Can wait for someone else to do the merge instead of you
Since selling is done in turn order, can wait to see how others sell or hold onto shares before making an action
Late game mergemakers can take all of the remaining hotel stock before anyone else can, as trade 2 to 1 with bank
Gameplay Pros - Turn order balance
Especially neat for game that ends immediately once conditions are met
If go 1st, get tempo of free stock from founding and maybe more turns
If go later, have more knowledge on what’s good, and more hotels to invest in
But will have less options to create new hotels because many will be founded
Gameplay Pros - Neat Progression!
Hotels spiking between 2-5 size encourages very dynamic play early
People buy lots of their stock and seek to expand them
As hotels start slowing down in 6+ realm, game doesn’t slow down because merges are likely to happen as board runs out of space
Many climatic merges littered throughout the game as people do stock reveals and pivot investments
Mid late game: typically 1 huge hotel that sucks everything else up, have to play around that
Late game cash becomes even more crucial to have because stock prices are so high
Timing Pros - Very true to 90-120 minutes
Every turn is moving game towards its end because filling up board
Random islands in corners will eventually come into play
You can delay early-mid game pacing, but can’t slow down game length entirely
No phases to keep track of and bog down turns
Clever contingency that if people play weird, just end game if 2 hotels are 11+ tiles
Theme meets gameplay Pros
You are all speculators/investors who buy/dump shares
You want companies you are a part of get sold to bigger company to make big bank
Diversify your portfolio to play well!
Component Cons
Paper money is awful quality
No player screens to block hidden money, so paper is single sided
Back of paper is literally all white
Replace with poker chips or metal coins ASAP
Buildings have useless orange blips
Randomly placed, fall off between sessions
Not worth effort to all put on, just put on ones you like
Worldwide and American hotel colors too similar
Purple vs. dark blue
No components to keep track of hotel chain size
Once start hitting above double digits, hard to tell size at a glance
Can just stack D6/D20 on board, but is a little fiddly
A tracker to side of board for each stock would be nice
Recommender Score - 9/10 Excellent
Sure this is an immensely lazy reprint at $50 MSRP, where the components are stuck in the past, like the tiles are really nothing special visually… it feels like a cash grab. But Acquire is still a very solid game, and nothing severely is detracting from it.

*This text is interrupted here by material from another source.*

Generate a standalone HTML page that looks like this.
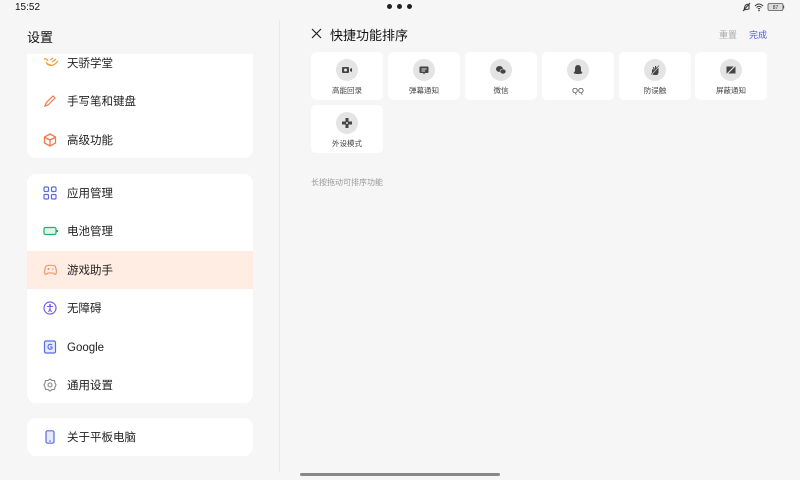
<!DOCTYPE html>
<html><head><meta charset="utf-8"><style>
*{margin:0;padding:0;box-sizing:border-box}
body{width:800px;height:480px;background:#f6f6f6;font-family:"Liberation Sans","Noto Sans CJK SC",sans-serif;position:relative;overflow:hidden;color:#222}
.abs{position:absolute}
.card{position:absolute;left:27px;width:226px;background:#fff;border-radius:9px;overflow:hidden}
.row{position:absolute;left:0;width:226px;height:38px;font-size:11.5px;color:#222}
.row span{position:absolute;left:40px;top:13px;line-height:14px}
.row svg{position:absolute;left:16px;top:12px}
.tile{position:absolute;width:72px;height:48px;background:#fff;border-radius:5px}
.tile .c{position:absolute;left:25px;top:7px;width:22px;height:22px;border-radius:50%;background:#e4e4e4}
.tile .c svg{position:absolute;left:5px;top:5px}
.tile .l{position:absolute;left:0;right:0;top:34px;text-align:center;font-size:7.5px;color:#444;line-height:9px}
</style></head><body>
<div class="abs" style="left:15px;top:2px;font-size:10px;color:#111">15:52</div>
<div class="abs" style="left:387px;top:4px;width:5px;height:5px;border-radius:50%;background:#222"></div>
<div class="abs" style="left:397px;top:4px;width:5px;height:5px;border-radius:50%;background:#222"></div>
<div class="abs" style="left:407px;top:4px;width:5px;height:5px;border-radius:50%;background:#222"></div>
<svg class="abs" style="left:742px;top:2px" width="50" height="10" viewBox="0 0 50 10">
<path d="M2 8 L3 4 Q5 1 7 3 L7 7 Z M1 9 L8 1" stroke="#333" fill="none" stroke-width="1"/>
<path d="M13 4 Q17 0 21 4 M14.5 5.5 Q17 3 19.5 5.5 M16 7 Q17 6 18 7" stroke="#333" fill="none" stroke-width="1"/><circle cx="17" cy="8.5" r="0.8" fill="#333"/>
<rect x="26" y="1.5" width="15" height="7" rx="1.5" fill="#ddd" stroke="#555" stroke-width="0.8"/><rect x="41" y="3.5" width="1.2" height="3" fill="#555"/>
<text x="33.5" y="7" font-size="5" text-anchor="middle" fill="#333" font-family="Liberation Sans">87</text></svg>

<div class="abs" style="left:27px;top:27px;font-size:13px;color:#111">设置</div>

<div class="card" style="top:54px;height:104px;border-radius:0 0 9px 9px">
 <div class="row" style="top:-10px"><svg width="16" height="14" viewBox="0 0 16 14"><path d="M1 3 Q4 2 5 5 M4 8 Q8 11 12 8 L15 5 M7 4 L10 2 M9 6 L13 3 M3 6 Q5 9 8 9" stroke="#f39a3a" fill="none" stroke-width="1.2"/></svg><span>天骄学堂</span></div>
 <div class="row" style="top:28px"><svg width="14" height="14" viewBox="0 0 14 14"><path d="M2 12 L3 9 L10 2 L12 4 L5 11 Z" stroke="#f0784a" fill="none" stroke-width="1.2"/></svg><span>手写笔和键盘</span></div>
 <div class="row" style="top:67px"><svg width="14" height="14" viewBox="0 0 14 14"><path d="M7 1 L12.5 4 L12.5 10 L7 13 L1.5 10 L1.5 4 Z M7 7 L12 4.5 M7 7 L2 4.5 M7 7 L7 12.5" stroke="#f0784a" fill="none" stroke-width="1.3"/></svg><span>高级功能</span></div>
</div>

<div class="card" style="top:174px;height:229px">
 <div class="row" style="top:0"><svg width="14" height="14" viewBox="0 0 14 14"><g stroke="#5a6be0" fill="none" stroke-width="1.2"><rect x="1" y="1" width="4.5" height="4.5" rx="1"/><rect x="8.5" y="1" width="4.5" height="4.5" rx="1"/><rect x="1" y="8.5" width="4.5" height="4.5" rx="1"/><rect x="8.5" y="8.5" width="4.5" height="4.5" rx="1"/></g></svg><span>应用管理</span></div>
 <div class="row" style="top:38px"><svg width="16" height="14" viewBox="0 0 16 14"><rect x="1" y="3.5" width="12" height="7" rx="1.5" fill="#dff5ea" stroke="#1fb06c" stroke-width="1.2"/><rect x="13.5" y="6" width="1.5" height="2" fill="#1fb06c"/></svg><span>电池管理</span></div>
 <div class="row" style="top:77px;background:#ffede4"><svg width="15" height="14" viewBox="0 0 15 14"><path d="M3 3 Q7.5 1.5 12 3 Q14 7 13 11 Q12 12 10 10 L5 10 Q3 12 2 11 Q1 7 3 3 Z M4.5 6 L6.5 6 M5.5 5 L5.5 7" stroke="#f28d5c" fill="none" stroke-width="1.1"/><circle cx="10" cy="6" r="0.8" fill="#f28d5c"/></svg><span>游戏助手</span></div>
 <div class="row" style="top:115px"><svg width="14" height="14" viewBox="0 0 14 14"><circle cx="7" cy="7" r="6" stroke="#7b5ce8" fill="none" stroke-width="1.2"/><circle cx="7" cy="4" r="1" fill="#7b5ce8"/><path d="M4 5.5 L10 5.5 M7 5.5 L7 8 L5.5 11 M7 8 L8.5 11" stroke="#7b5ce8" fill="none" stroke-width="1.1"/></svg><span>无障碍</span></div>
 <div class="row" style="top:154px"><svg width="14" height="14" viewBox="0 0 14 14"><rect x="1.5" y="1" width="11" height="12" rx="1.5" fill="#e6eaff" stroke="#5a6be0" stroke-width="1.2"/><path d="M9 5 Q7 3.5 5.5 5 Q4.5 7 5.5 8.5 Q7 10 9 8.5 L9 7 L7 7" stroke="#5a6be0" fill="none" stroke-width="1.1"/></svg><span>Google</span></div>
 <div class="row" style="top:192px"><svg width="14" height="14" viewBox="0 0 14 14"><path d="M7 1 L9 2.5 L11.5 2.5 L12 5 L13 7 L12 9 L11.5 11.5 L9 11.5 L7 13 L5 11.5 L2.5 11.5 L2 9 L1 7 L2 5 L2.5 2.5 L5 2.5 Z" stroke="#888" fill="none" stroke-width="1.1"/><circle cx="7" cy="7" r="2" stroke="#888" fill="none" stroke-width="1.1"/></svg><span>通用设置</span></div>
</div>

<div class="card" style="top:418px;height:38px">
 <div class="row" style="top:0"><svg width="14" height="14" viewBox="0 0 14 14"><rect x="3" y="0.8" width="8" height="12.4" rx="1.5" fill="#e6eaff" stroke="#5a6be0" stroke-width="1.2"/><path d="M6 11 L8 11" stroke="#5a6be0"/></svg><span>关于平板电脑</span></div>
</div>

<div class="abs" style="left:279px;top:20px;width:1px;height:452px;background:#e8e8e8"></div>

<svg class="abs" style="left:311px;top:28px" width="11" height="11" viewBox="0 0 11 11"><path d="M1 1 L10 10 M10 1 L1 10" stroke="#222" stroke-width="1.2"/></svg>
<div class="abs" style="left:330px;top:25px;font-size:13px;color:#111">快捷功能排序</div>
<div class="abs" style="left:719px;top:28px;font-size:9px;color:#aaa">重置</div>
<div class="abs" style="left:749px;top:28px;font-size:9px;color:#4a5fd0">完成</div>

<div class="tile" style="left:311px;top:52px"><div class="c"><svg width="12" height="12" viewBox="0 0 12 12"><rect x="1" y="3" width="7" height="6" rx="1" fill="#444"/><path d="M9 5 L11 4 L11 8 L9 7Z" fill="#444"/><circle cx="4.5" cy="6" r="1.5" fill="#e4e4e4"/></svg></div><div class="l">高能回录</div></div>
<div class="tile" style="left:388px;top:52px"><div class="c"><svg width="12" height="12" viewBox="0 0 12 12"><rect x="1.5" y="2.5" width="9" height="6.5" rx="1" fill="#444"/><path d="M3.5 5 L8.5 5 M3.5 7 L7 7" stroke="#e4e4e4"/><path d="M5 9 L6 10.5 L7 9" fill="#444"/></svg></div><div class="l">弹幕通知</div></div>
<div class="tile" style="left:465px;top:52px"><div class="c"><svg width="12" height="12" viewBox="0 0 12 12"><ellipse cx="4.5" cy="5" rx="3.5" ry="3" fill="#444"/><ellipse cx="8" cy="7.5" rx="3" ry="2.5" fill="#444" stroke="#e4e4e4" stroke-width="0.6"/></svg></div><div class="l">微信</div></div>
<div class="tile" style="left:542px;top:52px"><div class="c"><svg width="12" height="12" viewBox="0 0 12 12"><path d="M6 1 Q9 1 9 5 L9 7 L10.5 9 Q9 10 6 10 Q3 10 1.5 9 L3 7 L3 5 Q3 1 6 1Z" fill="#444"/></svg></div><div class="l">QQ</div></div>
<div class="tile" style="left:619px;top:52px"><div class="c"><svg width="12" height="12" viewBox="0 0 12 12"><path d="M3 5 L3 9 Q3 11 5.5 11 L8 11 Q9.5 10 9.5 8 L9.5 4 L8 4 L8 6 L7 2 L6 2 L6 6 L5 3 L4 3 L4.5 6 Z" fill="#444"/><path d="M2 11 L10.5 1.5" stroke="#e4e4e4" stroke-width="1.2"/><path d="M2 10.5 L10 1.5" stroke="#444" stroke-width="0.6"/></svg></div><div class="l">防误触</div></div>
<div class="tile" style="left:695px;top:52px"><div class="c"><svg width="12" height="12" viewBox="0 0 12 12"><rect x="1.5" y="2.5" width="9" height="7" fill="#444"/><path d="M1.5 10.5 L10.5 1.5" stroke="#e4e4e4" stroke-width="1.2"/></svg></div><div class="l">屏蔽通知</div></div>
<div class="tile" style="left:311px;top:105px"><div class="c"><svg width="12" height="12" viewBox="0 0 12 12"><path d="M4.5 1 L7.5 1 L7.5 4.5 L11 4.5 L11 7.5 L7.5 7.5 L7.5 11 L4.5 11 L4.5 7.5 L1 7.5 L1 4.5 L4.5 4.5Z" fill="#444"/><circle cx="6" cy="6" r="1" fill="#e4e4e4"/></svg></div><div class="l">外设模式</div></div>

<div class="abs" style="left:311px;top:177px;font-size:8px;color:#999">长按拖动可排序功能</div>
<div class="abs" style="left:300px;top:473px;width:200px;height:3px;border-radius:2px;background:#888"></div>
</body></html>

Acquire is a memory and math game with hints of reading the table and some optional negotiation. And it only runs 90-120 minutes! As such, it appeals to a LOT of different players: those who want pure economic crunch, those who want to dick around and just invest for fun, those who want a serious family night, or even those looking to get into more economical games before they get into cube rail like 18XX.
It’s this mix of hidden information, yet tons of calculative possibility on the sheet that lets you invest with your gut, or you can actually sit down and math everything. It’s easy to learn, but still a mentally demanding game that rewards keeping tabs on others. Every tile placement matters, and every stock buy matters to eventually get that perfect merge.
In fact, Acquire has a really high skill cap in that you can just memorize all the buys, and all the cash that people have, then start reading people very well, kind of like poker. Once you play it a BUNCH with other high level people, you can start speculating people’s hands, like… I’m pretty sure one of these tiles to make this perfect merge I see coming up is in one of the other people’s hands.
Acquire is the evaluating your stock portfolio on a spreadsheet… no like it IS a spreadsheet as your player aid! It’s a game where you can’t just screw around and win… but hey it still holds up as that elegant economic experience, and Monopoly (30 years older), does not. Oh, and it feels SO ahead of its time in being so short for its multiplayer complexity, no wonder Acquire is still being continually talked about as THE investing classic.
Next, let’s talk about player count. Now we haven’t played 2 player, with its own ruleset, but its feels a bit weak. Essentially every time you merge, the game introduces a robot “fake” investor that also competes with you on shareholder bonus by flipping a facedown random tile, the number is its strength. This obviously throws out the memorization dynamic of the game, but it still works, since the robot does have an average, and you can math out what the robot would place based off what tiles are used. Just keep in mind that 2 player doesn’t have the same multiplayer investing dynamic and thus doesn’t play to Acquire’s strengths very well.
As for 3 player, it is probably too easy to track the 2 other people at the table, and there’s again just not as many investing inputs in the game. It works, it really is based off of the memorization and control you’d like to have: keep in mind that every time there’s a merge, 2 out of the 3 people ARE pretty much going to get the stockholder bonus.
We think 4 and 5 player is the sweet spot, and the difference there is how much you’re ok with waiting until it gets back to your turn. That is, the more people it is until your next tile placement, the more room for things to go wrong with your plans. There’s just a lot more risk with more investors! Oh also keep in mind that with more players, there’s gonna be less stocks for each of you, you never change out the 25 stocks from the game.